>> Start RECORD EXTRACTS
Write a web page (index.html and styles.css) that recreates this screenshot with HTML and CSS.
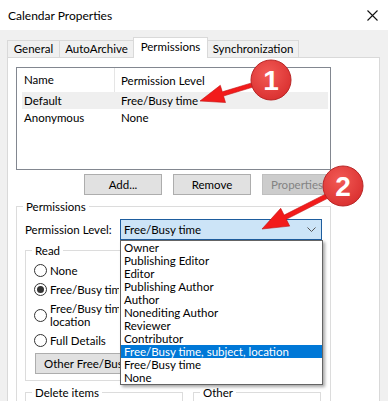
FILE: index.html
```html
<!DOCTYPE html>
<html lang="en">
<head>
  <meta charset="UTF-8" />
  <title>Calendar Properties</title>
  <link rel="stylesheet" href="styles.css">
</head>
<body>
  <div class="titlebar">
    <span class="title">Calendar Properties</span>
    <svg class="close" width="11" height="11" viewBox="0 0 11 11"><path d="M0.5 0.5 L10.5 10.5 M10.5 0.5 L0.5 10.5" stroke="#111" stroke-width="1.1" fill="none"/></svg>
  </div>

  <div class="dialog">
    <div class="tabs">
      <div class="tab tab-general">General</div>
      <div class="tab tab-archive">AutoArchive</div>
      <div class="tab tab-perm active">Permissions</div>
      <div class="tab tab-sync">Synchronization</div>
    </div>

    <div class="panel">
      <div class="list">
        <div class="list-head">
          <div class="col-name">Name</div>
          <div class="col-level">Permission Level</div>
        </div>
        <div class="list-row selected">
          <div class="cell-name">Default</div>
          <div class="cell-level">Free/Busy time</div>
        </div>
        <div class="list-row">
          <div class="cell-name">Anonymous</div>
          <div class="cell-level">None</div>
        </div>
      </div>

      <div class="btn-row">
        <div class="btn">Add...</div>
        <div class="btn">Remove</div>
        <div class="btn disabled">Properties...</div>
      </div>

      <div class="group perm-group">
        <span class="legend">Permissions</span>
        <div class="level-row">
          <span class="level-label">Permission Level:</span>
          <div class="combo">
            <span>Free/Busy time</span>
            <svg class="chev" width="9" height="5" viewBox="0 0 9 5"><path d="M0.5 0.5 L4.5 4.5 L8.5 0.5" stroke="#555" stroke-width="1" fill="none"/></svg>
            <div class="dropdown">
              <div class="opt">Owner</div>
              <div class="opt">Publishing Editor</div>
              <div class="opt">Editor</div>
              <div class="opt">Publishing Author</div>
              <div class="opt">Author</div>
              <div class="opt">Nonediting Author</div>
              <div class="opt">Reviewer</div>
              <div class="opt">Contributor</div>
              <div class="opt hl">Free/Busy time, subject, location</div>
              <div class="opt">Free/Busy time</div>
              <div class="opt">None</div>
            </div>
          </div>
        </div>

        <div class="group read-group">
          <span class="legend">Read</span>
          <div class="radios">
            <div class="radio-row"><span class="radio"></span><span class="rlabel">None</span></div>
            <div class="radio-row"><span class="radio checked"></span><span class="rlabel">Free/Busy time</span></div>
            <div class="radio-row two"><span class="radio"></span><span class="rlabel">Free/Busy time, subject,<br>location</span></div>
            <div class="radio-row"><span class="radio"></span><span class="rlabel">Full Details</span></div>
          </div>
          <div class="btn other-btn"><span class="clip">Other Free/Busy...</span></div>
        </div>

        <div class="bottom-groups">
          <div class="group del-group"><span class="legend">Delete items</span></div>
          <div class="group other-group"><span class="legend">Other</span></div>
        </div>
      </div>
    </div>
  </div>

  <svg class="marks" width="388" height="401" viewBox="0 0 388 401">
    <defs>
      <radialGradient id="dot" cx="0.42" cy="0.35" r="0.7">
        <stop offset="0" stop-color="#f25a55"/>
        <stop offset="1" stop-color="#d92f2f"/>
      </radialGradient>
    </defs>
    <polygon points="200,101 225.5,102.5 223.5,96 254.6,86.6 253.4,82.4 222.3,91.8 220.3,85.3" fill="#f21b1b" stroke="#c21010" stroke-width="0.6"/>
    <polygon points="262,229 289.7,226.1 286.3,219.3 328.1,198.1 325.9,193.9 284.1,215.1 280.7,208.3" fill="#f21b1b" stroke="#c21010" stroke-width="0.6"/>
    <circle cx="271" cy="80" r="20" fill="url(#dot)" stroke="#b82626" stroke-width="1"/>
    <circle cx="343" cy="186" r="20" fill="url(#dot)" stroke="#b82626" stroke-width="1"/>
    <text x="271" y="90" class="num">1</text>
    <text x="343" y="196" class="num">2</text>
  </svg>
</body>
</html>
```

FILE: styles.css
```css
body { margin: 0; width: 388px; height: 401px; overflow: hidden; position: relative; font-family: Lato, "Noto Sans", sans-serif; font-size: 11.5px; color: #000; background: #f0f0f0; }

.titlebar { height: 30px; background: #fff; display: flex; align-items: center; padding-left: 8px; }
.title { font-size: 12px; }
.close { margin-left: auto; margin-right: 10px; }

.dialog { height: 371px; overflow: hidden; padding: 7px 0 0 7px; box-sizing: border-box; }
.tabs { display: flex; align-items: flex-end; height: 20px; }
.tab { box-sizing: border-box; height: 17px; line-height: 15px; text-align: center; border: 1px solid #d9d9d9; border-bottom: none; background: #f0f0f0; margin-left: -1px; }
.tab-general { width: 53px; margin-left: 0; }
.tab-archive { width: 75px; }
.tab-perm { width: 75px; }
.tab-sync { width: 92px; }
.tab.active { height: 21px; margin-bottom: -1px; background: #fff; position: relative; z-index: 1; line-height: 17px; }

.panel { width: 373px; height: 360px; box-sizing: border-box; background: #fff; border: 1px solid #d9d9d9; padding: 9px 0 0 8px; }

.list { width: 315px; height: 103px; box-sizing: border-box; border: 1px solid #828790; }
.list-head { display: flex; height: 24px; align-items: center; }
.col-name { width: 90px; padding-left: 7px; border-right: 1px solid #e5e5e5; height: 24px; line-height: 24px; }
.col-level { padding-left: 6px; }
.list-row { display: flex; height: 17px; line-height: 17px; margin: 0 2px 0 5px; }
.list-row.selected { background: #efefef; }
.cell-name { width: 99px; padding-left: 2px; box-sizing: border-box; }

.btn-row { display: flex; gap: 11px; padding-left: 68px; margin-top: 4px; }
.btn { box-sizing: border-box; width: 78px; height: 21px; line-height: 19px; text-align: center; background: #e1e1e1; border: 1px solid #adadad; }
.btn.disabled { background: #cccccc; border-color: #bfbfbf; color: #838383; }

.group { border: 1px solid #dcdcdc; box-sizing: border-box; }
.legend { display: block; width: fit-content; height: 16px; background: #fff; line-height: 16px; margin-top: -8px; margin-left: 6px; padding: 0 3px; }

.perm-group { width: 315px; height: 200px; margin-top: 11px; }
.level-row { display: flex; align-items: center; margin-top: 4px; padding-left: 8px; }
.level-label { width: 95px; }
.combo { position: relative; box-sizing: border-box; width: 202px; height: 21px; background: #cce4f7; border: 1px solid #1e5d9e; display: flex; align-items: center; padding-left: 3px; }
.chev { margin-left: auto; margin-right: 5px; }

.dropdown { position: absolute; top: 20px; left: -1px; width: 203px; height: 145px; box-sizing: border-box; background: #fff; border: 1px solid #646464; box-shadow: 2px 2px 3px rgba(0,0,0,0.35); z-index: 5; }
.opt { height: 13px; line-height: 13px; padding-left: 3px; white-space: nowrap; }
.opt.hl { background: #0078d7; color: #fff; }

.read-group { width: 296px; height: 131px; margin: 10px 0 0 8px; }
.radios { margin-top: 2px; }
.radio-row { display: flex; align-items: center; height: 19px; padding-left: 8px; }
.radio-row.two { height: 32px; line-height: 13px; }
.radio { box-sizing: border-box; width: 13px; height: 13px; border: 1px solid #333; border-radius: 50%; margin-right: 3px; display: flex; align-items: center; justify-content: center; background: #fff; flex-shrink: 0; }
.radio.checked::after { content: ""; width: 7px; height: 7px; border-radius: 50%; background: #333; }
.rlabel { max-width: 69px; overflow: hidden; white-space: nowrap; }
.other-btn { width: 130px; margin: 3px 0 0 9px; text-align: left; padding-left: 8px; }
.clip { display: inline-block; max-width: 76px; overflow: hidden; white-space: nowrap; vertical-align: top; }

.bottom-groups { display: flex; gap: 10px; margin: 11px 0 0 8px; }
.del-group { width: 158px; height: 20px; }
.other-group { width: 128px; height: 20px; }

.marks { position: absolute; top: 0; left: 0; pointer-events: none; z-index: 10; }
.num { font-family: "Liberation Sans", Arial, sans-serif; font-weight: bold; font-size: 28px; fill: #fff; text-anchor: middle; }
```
>> End RECORD EXTRACTS
>> Start RECORD EXTRACTS
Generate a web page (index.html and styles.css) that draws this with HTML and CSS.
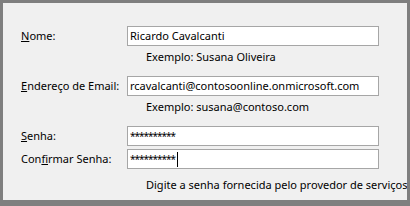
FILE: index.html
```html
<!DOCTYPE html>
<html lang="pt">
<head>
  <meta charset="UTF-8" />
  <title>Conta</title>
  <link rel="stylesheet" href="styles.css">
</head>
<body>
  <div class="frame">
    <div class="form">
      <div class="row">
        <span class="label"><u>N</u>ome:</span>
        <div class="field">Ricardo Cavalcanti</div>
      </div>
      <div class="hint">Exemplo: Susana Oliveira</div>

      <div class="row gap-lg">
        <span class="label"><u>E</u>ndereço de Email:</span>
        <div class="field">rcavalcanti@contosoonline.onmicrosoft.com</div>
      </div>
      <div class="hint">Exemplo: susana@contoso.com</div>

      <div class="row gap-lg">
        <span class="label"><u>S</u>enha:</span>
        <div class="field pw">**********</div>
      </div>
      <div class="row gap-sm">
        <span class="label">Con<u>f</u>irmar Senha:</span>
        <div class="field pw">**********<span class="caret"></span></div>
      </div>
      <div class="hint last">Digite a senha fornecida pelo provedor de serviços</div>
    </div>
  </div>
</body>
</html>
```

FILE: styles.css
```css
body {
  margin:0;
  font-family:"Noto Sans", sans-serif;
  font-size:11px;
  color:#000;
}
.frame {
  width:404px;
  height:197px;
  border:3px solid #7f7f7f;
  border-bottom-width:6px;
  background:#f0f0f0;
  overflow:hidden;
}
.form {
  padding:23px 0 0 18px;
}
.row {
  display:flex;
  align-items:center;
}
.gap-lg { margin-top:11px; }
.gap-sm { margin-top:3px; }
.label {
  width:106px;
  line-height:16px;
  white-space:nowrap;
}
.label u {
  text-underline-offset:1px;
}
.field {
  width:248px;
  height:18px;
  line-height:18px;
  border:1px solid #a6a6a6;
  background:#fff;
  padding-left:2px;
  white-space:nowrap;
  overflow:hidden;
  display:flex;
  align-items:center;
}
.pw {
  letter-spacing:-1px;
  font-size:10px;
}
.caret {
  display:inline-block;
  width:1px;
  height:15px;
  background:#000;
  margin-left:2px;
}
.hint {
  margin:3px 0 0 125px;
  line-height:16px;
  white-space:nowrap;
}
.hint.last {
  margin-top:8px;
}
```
>> End RECORD EXTRACTS
> **TASK DETAILS**
Check each line of the listing above for the string "with", then report only how many lines have it.

> **RESPONSE**
2